You can buy red and yellow bulbs or bulb covers, diffusers...that your emulsion cant "see"


----------



## Printor (Apr 16, 2015)

In the last 23 years I've worked in many darkrooms with all kinds of fancy bulbs an countless emulsions. Your average party bulb (any color) I prefer red, cuz its kinda kreepy, works great, and can be found at many stores in an emergency. Spend the money on more screens. I work with a lot of high res. images on 305s where a few seconds of exposure time, makes a difference. never seen a change in times.
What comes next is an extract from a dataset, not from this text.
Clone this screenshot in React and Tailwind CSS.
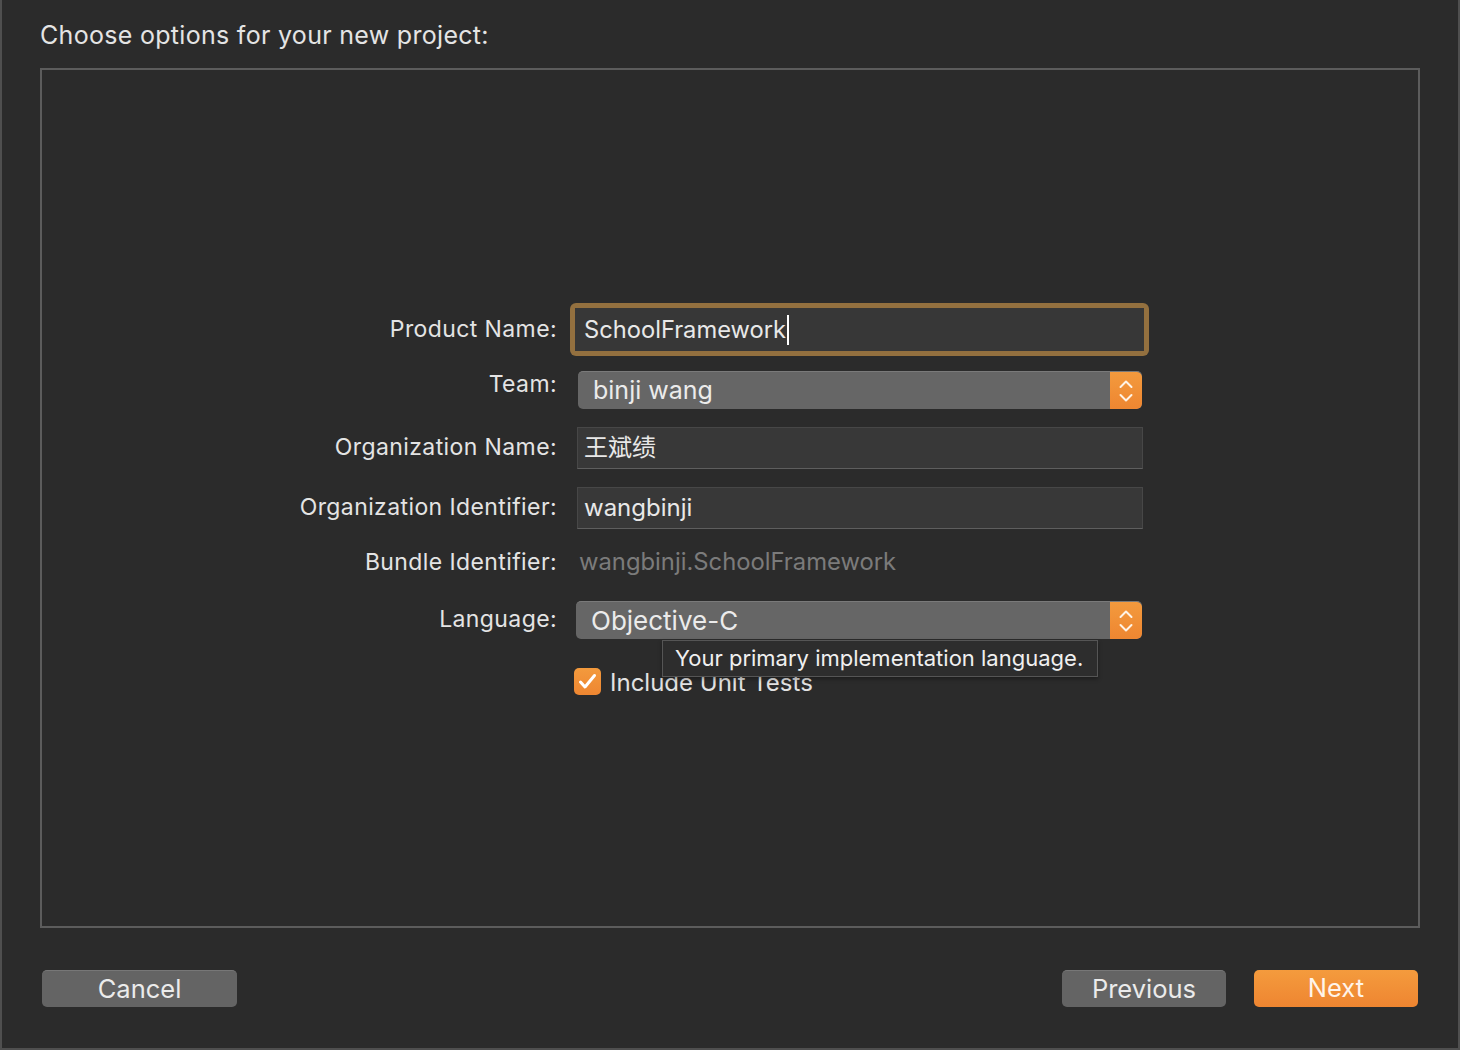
import React from "react";

const font = { fontFamily: "Inter, 'Noto Sans CJK SC', sans-serif" };

const Stepper = () => (
  <div className="flex h-full w-[32px] items-center justify-center rounded-r-[5px] bg-gradient-to-b from-[#f39a3d] to-[#ee8631]">
    <svg width="18" height="30" viewBox="0 0 18 30" fill="none" stroke="#fff3e6" strokeWidth="2" strokeLinecap="round" strokeLinejoin="round">
      <path d="M3.5 11 L9 5.5 L14.5 11" />
      <path d="M3.5 19 L9 24.5 L14.5 19" />
    </svg>
  </div>
);

const Label = ({ children, className = "" }) => (
  <div className={`w-[515px] shrink-0 text-right text-[23px] tracking-[0.4px] text-[#e4e4e4] ${className}`}>{children}</div>
);

export default function App() {
  return (
    <div
      className="flex h-[1050px] w-[1460px] flex-col border-x-2 border-b-2 border-[#4f4f4f] bg-[#2b2b2b] px-[38px]"
      style={font}
    >
      {/* Title */}
      <div className="flex h-[68px] items-center pt-[3px] text-[25px] tracking-[0.3px] text-[#e4e4e4]">
        Choose options for your new project:
      </div>

      {/* Options panel */}
      <div className="flex h-[860px] flex-col border-2 border-[#5c5c5c] pt-[233px]">
        {/* Product Name */}
        <div className="flex h-[53px] items-center">
          <Label>Product Name:</Label>
          <div className="ml-[13px] h-[53px] w-[579px] rounded-[6px] bg-[#93703f] p-[5px]">
            <div className="flex h-full items-center bg-[#373737] pl-[9px] text-[23.7px] text-[#e8e8e8]">
              SchoolFramework
              <span className="ml-[1px] h-[30px] w-[2px] bg-white" />
            </div>
          </div>
        </div>

        {/* Team */}
        <div className="mt-[15px] flex h-[38px] items-center">
          <Label className="pb-[12px]">Team:</Label>
          <div className="ml-[21px] flex h-[38px] w-[564px] overflow-hidden rounded-[5px] border-t border-[#7a7a7a] bg-[#666666]">
            <div className="flex flex-1 items-center pl-[15px] text-[25px] text-[#ebebeb]">binji wang</div>
            <Stepper />
          </div>
        </div>

        {/* Organization Name */}
        <div className="mt-[18px] flex h-[42px] items-center">
          <Label className="pb-[2px]">Organization Name:</Label>
          <div className="ml-[20px] flex h-[42px] w-[566px] items-center border border-[#474747] border-b-[#5e5e5e] bg-[#383838] pl-[6px] text-[24px] text-[#e8e8e8]">
            王斌绩
          </div>
        </div>

        {/* Organization Identifier */}
        <div className="mt-[18px] flex h-[42px] items-center">
          <Label className="pb-[2px]">Organization Identifier:</Label>
          <div className="ml-[20px] flex h-[42px] w-[566px] items-center border border-[#474747] border-b-[#5e5e5e] bg-[#383838] pl-[6px] text-[24px] text-[#e8e8e8]">
            wangbinji
          </div>
        </div>

        {/* Bundle Identifier */}
        <div className="mt-[20px] flex h-[26px] items-center">
          <Label>Bundle Identifier:</Label>
          <div className="ml-[22px] text-[23.8px] text-[#7b7b7b]">wangbinji.SchoolFramework</div>
        </div>

        {/* Language */}
        <div className="relative mt-[26px] flex h-[38px] items-center">
          <Label className="pb-[2px]">Language:</Label>
          <div className="ml-[19px] flex h-[38px] w-[566px] overflow-hidden rounded-[5px] border-t border-[#7a7a7a] bg-[#666666]">
            <div className="flex flex-1 items-center pl-[15px] text-[26px] text-[#ebebeb]">Objective-C</div>
            <Stepper />
          </div>
          {/* Tooltip */}
          <div className="absolute left-[620px] top-[39px] z-10 flex h-[37px] w-[436px] items-center border border-[#555555] bg-[#2d2d2d] pl-[12px] text-[22px] text-[#f0f0f0] shadow-[0_2px_4px_rgba(0,0,0,0.35)]">
            Your primary implementation language.
          </div>
        </div>

        {/* Include Unit Tests */}
        <div className="mt-[29px] flex h-[27px] items-center">
          <div className="w-[515px] shrink-0" />
          <div className="ml-[17px] flex items-center gap-[9px]">
            <div className="flex h-[27px] w-[27px] items-center justify-center rounded-[5px] bg-gradient-to-b from-[#f39a3d] to-[#ee8631]">
              <svg width="21" height="19" viewBox="0 0 21 19" fill="none" stroke="#ffffff" strokeWidth="3" strokeLinecap="round" strokeLinejoin="round">
                <path d="M3.5 10 L8 15 L17.5 3.5" />
              </svg>
            </div>
            <span className="pt-[3px] text-[24px] text-[#e2e2e2]">Include Unit Tests</span>
          </div>
        </div>
      </div>

      {/* Buttons */}
      <div className="mt-[42px] flex items-center px-[2px]">
        <button className="flex h-[37px] w-[195px] items-center justify-center rounded-[5px] border-t border-[#777777] bg-[#646464] text-[25.5px] text-[#ebebeb]">
          Cancel
        </button>
        <div className="flex-1" />
        <button className="flex h-[37px] w-[164px] items-center justify-center rounded-[5px] border-t border-[#777777] bg-[#646464] text-[25.5px] text-[#ebebeb]">
          Previous
        </button>
        <button className="ml-[28px] flex h-[37px] w-[164px] items-center justify-center rounded-[5px] bg-gradient-to-b from-[#f49b3d] to-[#ee8531] text-[25.5px] text-[#fff4ea]">
          Next
        </button>
      </div>
    </div>
  );
}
The key is no light leaks between drying screens and getting screens wet.(I do walk fast from darkroom to sink) once they are wet, their not noticeably photo sensitive any more.


----------



## SharkScreenPrint (Sep 30, 2015)

I bought 2 non uv flourescent light bulbs from screenprinting.com and Hanged a shop light in my dark room. It's cheaper then buying the bulbs from Home Depot and non uv covers at screenprinting.com.


----------



## alwilson (Jan 26, 2013)

If you use a dual cure emulsion it is very forgiving. I used to be super careful with light but have found that light doesn't really hurt them in short periods. Of course it is dark in my cabinet where I store screens after I coat them but I coat them with the regular light on put them in the rack and then shut it. My regular light is also on during washout.


----------